Picture this damning data. Between 2012 and 2015 — a span of just four years — there were 14,000 cases of bullying, most of them involving physical bullying. In 2015, there were 2,968 cases reported according to Education Ministry’s statistics. The number rose steeply the following year to 3,448. The statistics for 2017 were even more depressing. In August of that year, a Year One pupil of a boarding school in Kapit, Sarawak died after being beaten by his Year Six seniors. Girls, too, appear to not want to be outdone in bullying by boys. In July 2017, a girl in Kunak, Sabah, was beaten by a group of girls in the school compound. No wonder the United Nations Internatio­nal Children's Emergency Fund’s global survey on school bullying conducted last year revealed that seven out of 10 Malaysian children worried a lot about being bullied. The same Unicef survey revealed 80 per cent of our primary school pupils of having been bullied. Cyber bullying data are equally damning. According to CyberSecur­ity Malaysia, in just four months of 2017, there were 221 cyber harassment cases recorded. Appalling indeed.

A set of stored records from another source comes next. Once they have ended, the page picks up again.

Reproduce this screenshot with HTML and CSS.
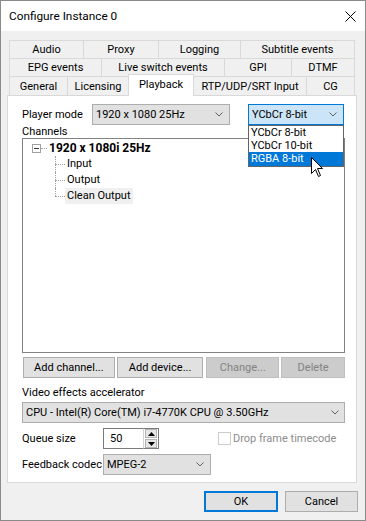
FILE: index.html
```html
<!DOCTYPE html>
<html lang="en">
<head>
  <meta charset="UTF-8">
  <title>Configure Instance 0</title>
  <link rel="stylesheet" href="styles.css">
</head>
<body>
  <div class="window">
    <div class="titlebar">
      <span class="title">Configure Instance 0</span>
      <svg class="close" width="11" height="11" viewBox="0 0 11 11">
        <path d="M0.5 0.5 L10.5 10.5 M10.5 0.5 L0.5 10.5" stroke="#000" stroke-width="1" fill="none"/>
      </svg>
    </div>

    <div class="dialog">
      <div class="tabs">
        <div class="tab-row row-1">
          <div class="tab">Audio</div>
          <div class="tab">Proxy</div>
          <div class="tab">Logging</div>
          <div class="tab">Subtitle events</div>
        </div>
        <div class="tab-row row-2">
          <div class="tab">EPG events</div>
          <div class="tab">Live switch events</div>
          <div class="tab">GPI</div>
          <div class="tab">DTMF</div>
        </div>
        <div class="tab-row row-3">
          <div class="tab">General</div>
          <div class="tab">Licensing</div>
          <div class="tab active">Playback</div>
          <div class="tab">RTP/UDP/SRT Input</div>
          <div class="tab">CG</div>
        </div>
      </div>

      <div class="panel">
        <div class="field-row player-row">
          <span class="label">Player mode</span>
          <div class="combo combo-mode">
            <span>1920 x 1080 25Hz</span>
            <svg class="chevron" width="8" height="5" viewBox="0 0 8 5"><path d="M0.5 0.5 L4 4 L7.5 0.5" fill="none" stroke="#606060"/></svg>
          </div>
          <div class="combo-wrap">
            <div class="combo focused">
              <span>YCbCr 8-bit</span>
              <svg class="chevron" width="8" height="5" viewBox="0 0 8 5"><path d="M0.5 0.5 L4 4 L7.5 0.5" fill="none" stroke="#606060"/></svg>
            </div>
            <ul class="droplist">
              <li>YCbCr 8-bit</li>
              <li>YCbCr 10-bit</li>
              <li class="hover">RGBA 8-bit</li>
            </ul>
            <svg class="cursor" width="13" height="21" viewBox="0 0 13 21">
              <path d="M0.5 0.5 L0.5 16.5 L4.5 12.5 L7.5 19.5 L9.5 18.5 L6.5 11.5 L11.5 11.5 Z" fill="#fff" stroke="#000" stroke-width="1" stroke-linejoin="miter"/>
            </svg>
          </div>
        </div>

        <div class="caption channels">Channels</div>
        <div class="tree">
          <div class="root">
            <span class="expander"></span>
            <span class="stub"></span>
            <b>1920 x 1080i 25Hz</b>
          </div>
          <div class="children">
            <div class="leaf"><span>Input</span></div>
            <div class="leaf"><span>Output</span></div>
            <div class="leaf selected"><span>Clean Output</span></div>
          </div>
        </div>

        <div class="button-row">
          <button class="btn">Add channel...</button>
          <button class="btn">Add device...</button>
          <button class="btn" disabled>Change...</button>
          <button class="btn" disabled>Delete</button>
        </div>

        <div class="caption accel">Video effects accelerator</div>
        <div class="combo combo-cpu">
          <span>CPU - Intel(R) Core(TM) i7-4770K CPU @ 3.50GHz</span>
          <svg class="chevron" width="8" height="5" viewBox="0 0 8 5"><path d="M0.5 0.5 L4 4 L7.5 0.5" fill="none" stroke="#606060"/></svg>
        </div>

        <div class="field-row queue-row">
          <span class="label wide">Queue size</span>
          <div class="spin">
            <div class="spin-input">50</div>
            <div class="spin-btns">
              <span class="spin-btn"><svg width="7" height="4" viewBox="0 0 7 4"><path d="M3.5 0 L7 4 L0 4 Z" fill="#000"/></svg></span>
              <span class="spin-btn"><svg width="7" height="4" viewBox="0 0 7 4"><path d="M0 0 L7 0 L3.5 4 Z" fill="#000"/></svg></span>
            </div>
          </div>
          <div class="check disabled">
            <span class="box"></span>
            <span>Drop frame timecode</span>
          </div>
        </div>

        <div class="field-row codec-row">
          <span class="label wide">Feedback codec</span>
          <div class="combo combo-codec">
            <span>MPEG-2</span>
            <svg class="chevron" width="8" height="5" viewBox="0 0 8 5"><path d="M0.5 0.5 L4 4 L7.5 0.5" fill="none" stroke="#606060"/></svg>
          </div>
        </div>
      </div>

      <div class="footer">
        <button class="btn default">OK</button>
        <button class="btn">Cancel</button>
      </div>
    </div>
  </div>
</body>
</html>
```

FILE: styles.css
```css
* {
  box-sizing: border-box;
}
body {
  margin: 0;
  font-family: Roboto, "Liberation Sans", sans-serif;
  font-size: 11px;
  color: #000;
  background: #fff;
}
.window {
  width: 366px;
  height: 521px;
  border: 1px solid #8a8a8a;
  background: #f0f0f0;
  display: flex;
  flex-direction: column;
}
.titlebar {
  height: 30px;
  background: #fff;
  display: flex;
  align-items: center;
  justify-content: space-between;
  padding: 0 9px 0 8px;
}
.title {
  font-size: 11.8px;
}
.dialog {
  flex: 1;
  padding: 9px 8px 0 6px;
}

/* tabs */
.tabs {
  padding: 0 2px;
}
.tab-row {
  display: flex;
  height: 18px;
}
.tab {
  height: 18px;
  border: 1px solid #d9d9d9;
  border-bottom: none;
  display: flex;
  align-items: center;
  justify-content: center;
  white-space: nowrap;
  background: #f0f0f0;
}
.tab + .tab {
  margin-left: -1px;
}
.row-1 .tab:nth-child(1) { width: 75px; }
.row-1 .tab:nth-child(2) { width: 76px; }
.row-1 .tab:nth-child(3) { width: 83px; }
.row-1 .tab:nth-child(4) { width: 115px; }
.row-2 .tab:nth-child(1) { width: 93px; }
.row-2 .tab:nth-child(2) { width: 124px; }
.row-2 .tab:nth-child(3) { width: 68px; }
.row-2 .tab:nth-child(4) { width: 64px; }
.row-3 {
  height: 19px;
}
.row-3 .tab {
  height: 19px;
}
.row-3 .tab:nth-child(1) { width: 59px; }
.row-3 .tab:nth-child(2) { width: 62px; }
.row-3 .tab:nth-child(3) { width: 66px; }
.row-3 .tab:nth-child(4) { width: 114px; }
.row-3 .tab:nth-child(5) { width: 49px; }
.row-3 .tab.active {
  height: 22px;
  margin-top: -2px;
  margin-bottom: -1px;
  padding-bottom: 2px;
  background: #fff;
  position: relative;
  z-index: 1;
}

/* panel */
.panel {
  height: 388px;
  background: #fff;
  border: 1px solid #d9d9d9;
  padding: 8px 11px 0 14px;
  display: flex;
  flex-direction: column;
}
.field-row {
  display: flex;
  align-items: center;
  height: 21px;
}
.label {
  width: 70px;
  flex: none;
  white-space: nowrap;
}
.label.wide {
  width: 81px;
}
.combo {
  height: 21px;
  border: 1px solid #adadad;
  background: #e1e1e1;
  display: flex;
  align-items: center;
  justify-content: space-between;
  padding: 0 6px 0 3px;
  white-space: nowrap;
  flex: none;
}
.combo.focused {
  background: #cce4f7;
  border-color: #0078d7;
}
.combo-mode {
  width: 138px;
}
.combo-wrap {
  position: relative;
  margin-left: 18px;
  width: 96px;
}
.droplist {
  position: absolute;
  top: 21px;
  left: 0;
  width: 96px;
  margin: 0;
  padding: 0;
  list-style: none;
  background: #fff;
  border: 1px solid #646464;
  z-index: 2;
}
.droplist li {
  height: 13px;
  line-height: 13px;
  padding-left: 2px;
}
.droplist li.hover {
  height: 14px;
  line-height: 14px;
  background: #0078d7;
  color: #fff;
}
.cursor {
  position: absolute;
  left: 63px;
  top: 53px;
  z-index: 3;
}
.caption {
  height: 13px;
  line-height: 13px;
}
.caption.accel {
  margin-top: 7px;
  height: 15px;
  line-height: 15px;
}

/* tree */
.tree {
  height: 215px;
  border: 1px solid #828282;
  padding: 1px 0 0 9px;
  flex: none;
}
.root {
  height: 16px;
  display: flex;
  align-items: center;
}
.expander {
  width: 9px;
  height: 9px;
  border: 1px solid #a0a0a0;
  position: relative;
}
.expander::after {
  content: "";
  position: absolute;
  left: 1px;
  top: 3px;
  width: 5px;
  height: 1px;
  background: #333;
}
.stub {
  width: 6px;
  border-top: 1px dotted #a0a0a0;
}
.root b {
  margin-left: 2px;
  font-size: 12px;
}
.children {
  margin-left: 23px;
}
.leaf {
  height: 16px;
  display: flex;
  align-items: center;
  padding-left: 10px;
  position: relative;
}
.leaf::before {
  content: "";
  position: absolute;
  left: 0;
  top: 0;
  height: 16px;
  border-left: 1px dotted #a0a0a0;
}
.leaf:last-child::before {
  height: 8px;
}
.leaf::after {
  content: "";
  position: absolute;
  left: 0;
  top: 8px;
  width: 10px;
  border-top: 1px dotted #a0a0a0;
}
.leaf span {
  padding: 0 2px;
  line-height: 16px;
}
.leaf.selected span {
  background: #f0f0f0;
}

/* buttons */
.btn {
  height: 21px;
  border: 1px solid #adadad;
  background: #e1e1e1;
  font-family: inherit;
  font-size: 11px;
  color: #000;
  padding: 0;
  white-space: nowrap;
}
.btn:disabled {
  background: #cccccc;
  border-color: #bfbfbf;
  color: #838383;
}
.button-row {
  display: flex;
  margin: 4px 0 0 1px;
  gap: 3px;
}
.button-row .btn:nth-child(1) { width: 92px; margin-right: -1px; }
.button-row .btn:nth-child(2) { width: 87px; }
.button-row .btn:nth-child(3) { width: 73px; margin-right: -1px; }
.button-row .btn:nth-child(4) { width: 64px; }

.combo-cpu {
  margin-top: 2px;
  padding-right: 5px;
}
.queue-row {
  margin-top: 5px;
}
.spin {
  display: flex;
  height: 21px;
  flex: none;
}
.spin-input {
  width: 40px;
  border: 1px solid #7a7a7a;
  border-right: none;
  padding-left: 6px;
  display: flex;
  align-items: center;
}
.spin-btns {
  width: 16px;
  border: 1px solid #7a7a7a;
  border-left: 1px solid #d0d0d0;
  display: flex;
  flex-direction: column;
  padding: 0 1px;
}
.spin-btn {
  flex: 1;
  display: flex;
  align-items: center;
  justify-content: center;
  background: #e6e6e6;
  border: 1px solid #b5b5b5;
}
.spin-btn + .spin-btn {
  margin-top: 1px;
}
.check {
  display: flex;
  align-items: center;
  margin-left: 59px;
  white-space: nowrap;
  flex: none;
}
.check .box {
  width: 13px;
  height: 13px;
  border: 1px solid #cccccc;
  background: #fff;
  margin-right: 2px;
}
.check.disabled {
  color: #8c8c8c;
}
.codec-row {
  margin-top: 5px;
}
.combo-codec {
  width: 108px;
}

/* footer */
.footer {
  display: flex;
  justify-content: flex-end;
  gap: 7px;
  margin: 8px -1px 0 0;
}
.footer .btn {
  width: 73px;
}
.footer .btn.default {
  width: 74px;
  border: 2px solid #0078d7;
}
```
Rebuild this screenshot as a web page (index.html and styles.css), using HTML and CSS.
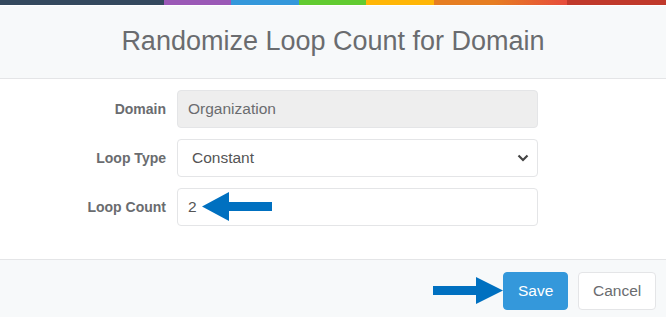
FILE: index.html
```html
<!DOCTYPE html>
<html lang="en">
<head>
  <meta charset="UTF-8" />
  <title>Randomize Loop Count for Domain</title>
  <link rel="stylesheet" href="styles.css">
</head>
<body>
  <div class="modal">
    <div class="color-line">
      <span class="c-dark"></span>
      <span class="c-purple"></span>
      <span class="c-blue"></span>
      <span class="c-green"></span>
      <span class="c-yellow"></span>
      <span class="c-orange"></span>
      <span class="c-red"></span>
    </div>

    <header class="modal-header">
      <h4>Randomize Loop Count for Domain</h4>
    </header>

    <div class="modal-body">
      <form class="form-grid">
        <label>Domain</label>
        <div class="field disabled">Organization</div>

        <label>Loop Type</label>
        <div class="field select">
          <span>Constant</span>
          <svg class="chevron" width="12" height="8" viewBox="0 0 12 8">
            <path d="M1.5 1.5 L6 6 L10.5 1.5" fill="none" stroke="#444" stroke-width="2.2"/>
          </svg>
        </div>

        <label>Loop Count</label>
        <div class="field count">
          <span>2</span>
          <svg class="note-arrow left" width="70" height="29" viewBox="0 0 70 29">
            <path d="M0 14.5 L27 0 L27 10 L70 10 L70 19 L27 19 L27 29 Z" fill="#0070c0"/>
          </svg>
        </div>
      </form>
    </div>

    <footer class="modal-footer">
      <svg class="note-arrow" width="70" height="27" viewBox="0 0 70 27">
        <path d="M70 13.5 L43 0 L43 9 L0 9 L0 18 L43 18 L43 27 Z" fill="#0070c0"/>
      </svg>
      <button class="btn btn-primary" type="button">Save</button>
      <button class="btn btn-default" type="button">Cancel</button>
    </footer>
  </div>
</body>
</html>
```

FILE: styles.css
```css
body {
  margin: 0;
  font-family: "Liberation Sans", Arial, sans-serif;
  color: #6a6c6f;
  background: #fff;
}
.modal {
  width: 666px;
  height: 317px;
  overflow: hidden;
}
.color-line {
  display: flex;
  height: 5px;
  border-bottom: 1px solid rgba(255,255,255,0.35);
}
.color-line span {
  display: block;
  height: 5px;
}
.c-dark { width: 164px; background: #34495e; }
.c-purple { width: 67px; background: #9b59b6; }
.c-blue { width: 68px; background: #3498db; }
.c-green { width: 67px; background: #62cb31; }
.c-yellow { width: 68px; background: #ffb606; }
.c-orange { width: 133px; background: linear-gradient(to right, #e67e22 0%, #e67e22 45%, #e74c3c 100%); }
.c-red { flex: 1; background: #c0392b; }

.modal-header {
  background: #f7f9fa;
  height: 72px;
  border-bottom: 1px solid #e4e5e7;
  display: flex;
  align-items: center;
  justify-content: center;
}
.modal-header h4 {
  margin: 0 0 2px;
  font-size: 27px;
  font-weight: 400;
  color: #6a6c6f;
}

.modal-body {
  height: 169px;
  padding-top: 11px;
}
.form-grid {
  display: grid;
  grid-template-columns: 166px 361px;
  column-gap: 11px;
  row-gap: 11px;
  align-items: center;
}
.form-grid label {
  text-align: right;
  font-size: 14px;
  font-weight: 700;
  color: #6a6c6f;
}
.field {
  box-sizing: border-box;
  height: 38px;
  border: 1px solid #e4e5e7;
  border-radius: 4px;
  padding: 0 10px;
  display: flex;
  align-items: center;
  font-size: 15.5px;
  color: #6a6c6f;
  background: #fff;
}
.field.disabled {
  background: #eeeeee;
}
.field.select {
  justify-content: space-between;
  padding-left: 14px;
  color: #555;
  padding-right: 8px;
}
.field.count {
  position: relative;
  color: #555;
}
.note-arrow.left {
  position: absolute;
  left: 24px;
  top: 3px;
}

.modal-footer {
  border-top: 1px solid #e4e5e7;
  background: #f7f9fa;
  height: 58px;
  box-sizing: border-box;
  padding: 12px 10px 0 0;
  display: flex;
  justify-content: flex-end;
  align-items: flex-start;
}
.modal-footer .note-arrow {
  margin-top: 5px;
}
.btn {
  height: 38px;
  border-radius: 4px;
  font-family: "Liberation Sans", Arial, sans-serif;
  font-size: 15.5px;
  padding: 0 14px;
  cursor: pointer;
}
.btn-primary {
  background: #3498db;
  border: 1px solid #3498db;
  color: #fff;
  width: 65px;
}
.btn-default {
  background: #fff;
  border: 1px solid #e4e5e7;
  color: #6a6c6f;
  margin-left: 10px;
  width: 78px;
}
```
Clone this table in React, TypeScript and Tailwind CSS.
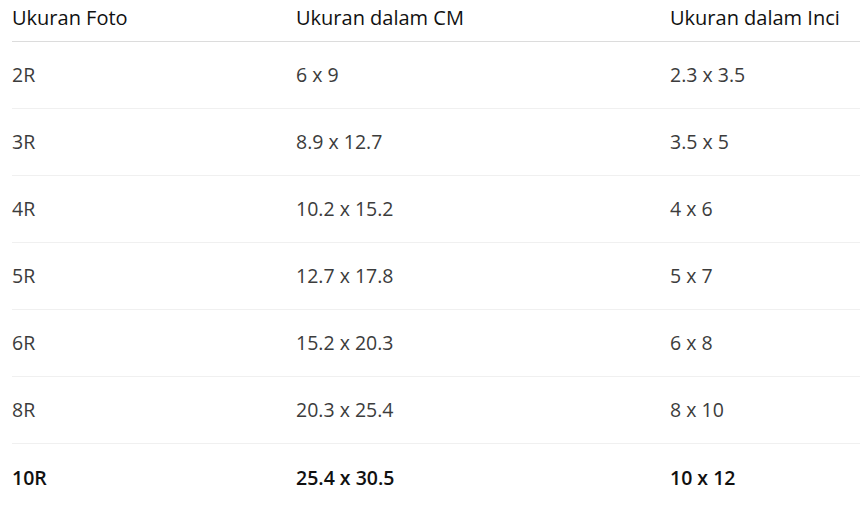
const rows = [
  ["2R", "6 x 9", "2.3 x 3.5"],
  ["3R", "8.9 x 12.7", "3.5 x 5"],
  ["4R", "10.2 x 15.2", "4 x 6"],
  ["5R", "12.7 x 17.8", "5 x 7"],
  ["6R", "15.2 x 20.3", "6 x 8"],
  ["8R", "20.3 x 25.4", "8 x 10"],
  ["10R", "25.4 x 30.5", "10 x 12"],
];

export default function App() {
  return (
    <div className="bg-white min-h-screen pl-3 pr-px font-['Open_Sans',sans-serif]">
      <div className="grid grid-cols-[284px_374px_1fr] h-[42px] items-center border-b border-[#dcdcdc] text-[20px] text-[#111] pb-[6px]">
        <div>Ukuran Foto</div>
        <div>Ukuran dalam CM</div>
        <div>Ukuran dalam Inci</div>
      </div>
      {rows.map((r, i) => {
        const last = i === rows.length - 1;
        return (
          <div
            key={r[0]}
            className={
              "grid grid-cols-[284px_374px_1fr] h-[67px] items-center text-[19.5px] " +
              (last ? "font-semibold text-[#111]" : "border-b border-[#f0f0f0] text-[#3c3c3c]")
            }
          >
            <div>{r[0]}</div>
            <div>{r[1]}</div>
            <div>{r[2]}</div>
          </div>
        );
      })}
    </div>
  );
}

Is there no way out of this perennial problem? Are Malaysians destined to be a nation of bullies and victims of bullies? Not if parents — the first teachers in their children’s life — teach them empathy and respect for another’s space. And love for reading, too. Because it is in books that these young minds will learn of other worlds and other lives, and how to appreciate other ways of living. Martial arts too can do them plenty of good in keeping bullies at bay. Schools too must be ready and willing to create a culture of love among pupils. If compassion is not nurtured at home, it can at least be taught at school. Experts say the culture of bullying cannot be legislated away. We agree. Law has its place, but only when others fail. The panacea is elsewhere. Love for another can only bloom at home and schools.

Umar Wafi Zulkafri is not just responding to his sister Iman Hasya’s pain, but to cries of the victims of bullying in the rest of the country.